Laver, James. The Concise History of Costume and Fashion. New York: Harry N. Abrams, 1978.
"Curiously enough the first true fashion plates were not French but English. The Lady's Magazine was publishing them from 1770 onwards. And suddenly similar plates were being published all over Europe" (Laver 146-7)
The Lady's Magazine "was the first of the true fashion-plate magazines that was issued regularly. The plates were not decorated with color until 1790. Before 1790, dressmakers would color the plates themselves to enhance the dress designs and entice their lady customers to order garments" (Laudermilk and Hamlin 33).
The Lady's Magazine was published in London, monthly, printed for Robinson and Roberts, starting in August of 1770. In 1820, they began a new series, starting again with volume 1 for that year.

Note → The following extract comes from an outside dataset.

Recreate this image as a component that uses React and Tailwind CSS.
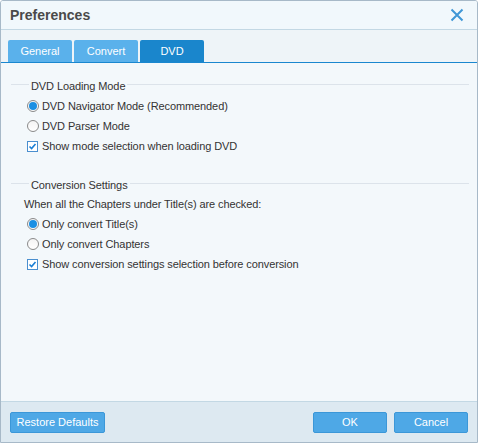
import React from "react";

const font = { fontFamily: '"Liberation Sans", Arial, sans-serif' };
const txt = "text-[11px] tracking-[-0.1px] text-[#333333]";

function Radio({ checked, label }) {
  return (
    <div className="flex items-center h-[20px]">
      <span className="w-[12px] h-[12px] rounded-full border border-[#8a8a8a] bg-gradient-to-b from-[#f4f4f4] to-white flex items-center justify-center ml-[26px]">
        {checked && <span className="w-[8px] h-[8px] rounded-full bg-[#1a8fe3]" />}
      </span>
      <span className={"ml-[3px] " + txt}>{label}</span>
    </div>
  );
}

function Check({ label }) {
  return (
    <div className="flex items-center h-[20px]">
      <span className="w-[11px] h-[11px] border border-[#4a8fcf] bg-white flex items-center justify-center ml-[26px]">
        <svg width="9" height="9" viewBox="0 0 9 9">
          <path d="M1.5 4.5 L3.6 6.6 L7.5 2" stroke="#1a7fd6" strokeWidth="1.6" fill="none" />
        </svg>
      </span>
      <span className={"ml-[4px] " + txt}>{label}</span>
    </div>
  );
}

function GroupTitle({ title, tall }) {
  return (
    <div className={"flex items-start ml-[10px] mr-[8px] " + (tall ? "h-[13px]" : "h-[12px]")}>
      <div className="w-[18px] h-px bg-[#dce3ea] mt-[1px]" />
      <span className={"px-[2px] leading-[14px] -mt-[4px] " + txt}>{title}</span>
      <div className="flex-1 h-px bg-[#dce3ea] mt-[1px]" />
    </div>
  );
}

export default function App() {
  return (
    <div className="w-[480px] h-[445px] bg-white" style={font}>
      <div className="w-[478px] h-[443px] border border-[#a7b9c8] rounded-t-[3px] flex flex-col overflow-hidden">
        <div className="h-[29px] bg-[#f1f8fc] border-b border-[#c3d8e4] flex items-center justify-between px-[9px] shrink-0">
          <span className="text-[14px] font-bold text-[#4a4a4a]">Preferences</span>
          <svg width="14" height="14" viewBox="0 0 14 14" className="mr-[4px]">
            <path d="M1.5 1.5 L12.5 12.5 M12.5 1.5 L1.5 12.5" stroke="#3f97d6" strokeWidth="2" />
          </svg>
        </div>
        <div className="h-[33px] bg-[#eef4f8] border-b border-[#1a87cf] flex items-end pl-[7px] gap-[2px] shrink-0">
          <div className="w-[64px] h-[22px] bg-[#5ab1eb] rounded-t-[2px] flex items-center justify-center text-[11px] text-white">General</div>
          <div className="w-[64px] h-[22px] bg-[#5ab1eb] rounded-t-[2px] flex items-center justify-center text-[11px] text-white">Convert</div>
          <div className="w-[64px] h-[22px] bg-[#1a86cc] rounded-t-[2px] flex items-center justify-center text-[11px] text-white">DVD</div>
        </div>
        <div className="flex-1 bg-[#f3f8fb] pt-[20px]">
          <GroupTitle title="DVD Loading Mode" tall />
          <Radio checked label="DVD Navigator Mode (Recommended)" />
          <Radio label="DVD Parser Mode" />
          <Check label="Show mode selection when loading DVD" />
          <div className="h-[26px]" />
          <GroupTitle title="Conversion Settings" />
          <div className={"h-[20px] flex items-center ml-[23px] " + txt}>When all the Chapters under Title(s) are checked:</div>
          <Radio checked label="Only convert Title(s)" />
          <Radio label="Only convert Chapters" />
          <Check label="Show conversion settings selection before conversion" />
        </div>
        <div className="h-[41px] bg-[#dde9f1] border-t border-[#c3d8e4] flex items-center px-[9px] shrink-0">
          <button className="h-[21px] w-[95px] bg-[#4ea8e6] border border-[#3b97d8] rounded-[2px] text-[11px] text-white">Restore Defaults</button>
          <div className="flex-1" />
          <button className="h-[21px] w-[74px] bg-[#4ea8e6] border border-[#3b97d8] rounded-[2px] text-[11px] text-white">OK</button>
          <button className="h-[21px] w-[74px] ml-[7px] bg-[#4ea8e6] border border-[#3b97d8] rounded-[2px] text-[11px] text-white">Cancel</button>
        </div>
      </div>
    </div>
  );
}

The University of California system has some copies of this journal in their various special collections (UCLA has some 1802 copies, while UCR has 1775, 1778, 1784, 1789, and 1792-4 copies. UCSB has the mother lode, however, the complete set from 1773 to 1818; some of their copies, they state are "very worn."
"The Lady's Magazine with its emphasis on the doings of the haut ton marked "fashion" as a structure around which middling rank women could mount their conversation about consumption. The Lady's Magazine tapped a grass-roots response to the subject, too, since it drew on its eager reader for the contributions that filled its pages. The magazine offered women the opportunity to speak to other women, to argue with one antoher, and often to provide one another with specialized information otherwise hard to come by. The Lady's, together with other women's magazines at the end of the century, nurtured a culture for women centered on material culture" (Copeland 3).
"The genteel reader might take home La Belle Assemblee; the tradesman's daughter might be more likely to choose the Lady's Magazine, but again, both magazines could appeal, like the novels, across the entire span of the middling ranks" (Copeland 6).
"It is no exaggeration to claim that the Lady's Magazine, in its first fify years, from 1770 to 1820, defined public issues for women. Through its subsequent yearly appearance gathered in bound volumes, it not only had an indefinite shelf-life, but it became a magazine of reference. [Here Copeland refers us to other sources to support this statement]" (Copeland 119).